I traveled to Huaquillas, Ecuador to create a documentary on how the shrimp industry is impacting the environment and livelihood of the local community.
The fight for El Oro
Upon arriving to the province of El Oro, I met a man named Don Pedro Ordinola. Pedro would be my friend and guide throughout my one month stay in the Southeastern border town of Huaquillas. Pedro is a lifelong environmental activist, who has devoted his life and risked his personal safety to defending the mangrove forest ecosystem that has been under attack by Ecuador’s growing shrimp industry. The mangrove forests are important for a variety of reasons. They provide a natural barrier to the land, and they are the home to a lot of plants and animals. Specifically, clams and crabs live amongst the mangroves, which provide job opportunities for local fishermen.
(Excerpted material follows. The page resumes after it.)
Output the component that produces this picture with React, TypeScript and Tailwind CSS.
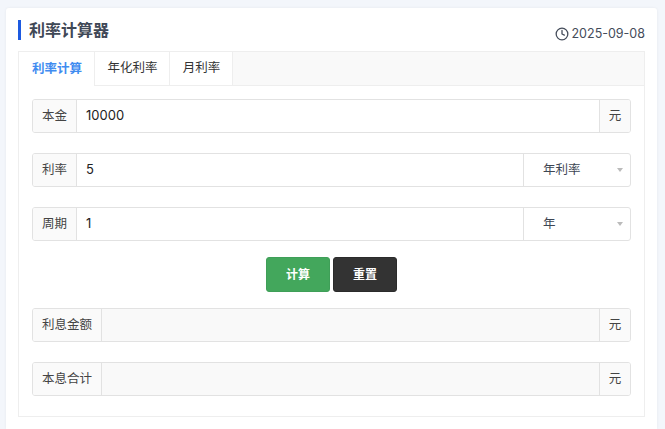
import React from "react";

function Addon({ children, className = "" }: { children: React.ReactNode; className?: string }) {
  return (
    <div className={`flex h-full shrink-0 items-center justify-center bg-[#fafafa] text-[12.5px] text-[#444] ${className}`}>
      {children}
    </div>
  );
}

function Caret() {
  return <span className="absolute right-[7px] top-[14px] h-0 w-0 border-x-[3px] border-t-[4px] border-x-transparent border-t-[#bbb]" />;
}

function Group({ children }: { children: React.ReactNode }) {
  return (
    <div className="flex h-[34px] items-stretch overflow-hidden rounded-[3px] border border-[#e2e2e2] bg-white">
      {children}
    </div>
  );
}

function Select({ value }: { value: string }) {
  return (
    <div className="relative flex w-[107px] shrink-0 items-center border-l border-[#e2e2e2] pl-[19px] text-[12.5px] text-[#3d4653]">
      {value}
      <Caret />
    </div>
  );
}

function Value({ children }: { children: React.ReactNode }) {
  return <div className="flex flex-1 items-center pb-px pl-[9px] text-[13px] text-[#222]">{children}</div>;
}

export default function App() {
  return (
    <div className="h-[429px] overflow-hidden bg-[#f3f6fb] pl-[6px] pr-2 pt-2 [font-family:Inter,'Noto_Sans_CJK_SC',sans-serif]">
      <div className="rounded-t-[3px] bg-white px-3 pb-3 pt-3 shadow-[0_0_3px_rgba(0,0,0,0.06)]">
        <div className="flex h-[31px] items-start justify-between">
          <h1 className="flex h-5 items-center border-l-[3px] border-[#1d5ae0] pl-2 text-[16px] font-bold text-[#3f4856]">
            利率计算器
          </h1>
          <div className="mt-[4px] flex items-center gap-[3px] text-[12.5px] leading-5 text-[#444c5a]">
            <svg width="14" height="14" viewBox="0 0 24 24" fill="none" stroke="currentColor" strokeWidth="2.2" strokeLinecap="round" strokeLinejoin="round">
              <circle cx="12" cy="12" r="10" />
              <path d="M12 6v6l4 2" />
            </svg>
            <span>2025-09-08</span>
          </div>
        </div>

        <div className="border border-[#eeeeee]">
          <div className="flex h-[34px] border-b border-[#eeeeee] bg-[#f9f9f9] text-[12.5px]">
            <div className="-mb-px flex w-[76px] items-center justify-center border-r border-[#eeeeee] bg-white pl-px font-bold text-[#3f8cf0]">
              利率计算
            </div>
            <div className="flex w-[75px] items-center justify-center border-r border-[#eeeeee] bg-white pl-px text-[#333]">
              年化利率
            </div>
            <div className="flex w-[63px] items-center justify-center border-r border-[#eeeeee] bg-white pl-px text-[#333]">
              月利率
            </div>
          </div>

          <div className="flex flex-col gap-5 px-[13px] pb-5 pt-[13px]">
            <Group>
              <Addon className="w-[44px] border-r border-[#e2e2e2]">本金</Addon>
              <Value>10000</Value>
              <Addon className="w-[31px] border-l border-[#e2e2e2]">元</Addon>
            </Group>
            <Group>
              <Addon className="w-[44px] border-r border-[#e2e2e2]">利率</Addon>
              <Value>5</Value>
              <Select value="年利率" />
            </Group>
            <Group>
              <Addon className="w-[44px] border-r border-[#e2e2e2]">周期</Addon>
              <Value>1</Value>
              <Select value="年" />
            </Group>

            <div className="-my-1 flex justify-center gap-[3px] text-[12px] font-bold text-white">
              <button className="h-[35px] w-[64px] rounded-[3px] border border-[#3f9f58] bg-[#43a75c]">计算</button>
              <button className="h-[35px] w-[64px] rounded-[3px] border border-[#2b2b2b] bg-[#333333]">重置</button>
            </div>

            <Group>
              <Addon className="w-[69px] border-r border-[#e2e2e2]">利息金额</Addon>
              <div className="flex-1 bg-[#f9f9f9]" />
              <Addon className="w-[31px] border-l border-[#e2e2e2]">元</Addon>
            </Group>
            <Group>
              <Addon className="w-[69px] border-r border-[#e2e2e2]">本息合计</Addon>
              <div className="flex-1 bg-[#f9f9f9]" />
              <Addon className="w-[31px] border-l border-[#e2e2e2]">元</Addon>
            </Group>
          </div>
        </div>
      </div>
    </div>
  );
}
A retired crab fisher himself, he spent years fishing for crabs and clams in the forests and selling them to the community. But the encroachment of the shrimping pools has not only caused the mangrove forests to dry out, it has also impacted the coastal ecosystem due to the high volume of chemicals poured into the water to help the shrimp grow faster and bigger. So now the ancestral form of fishing Pedro and many Huaquillas residents participate in to support their families, is threatened. And seeing as the shrimp industry is a huge money maker for Ecuador, the government often looks the other way at environmental violations. But still, Pedro fights for the land, the animals, and his community.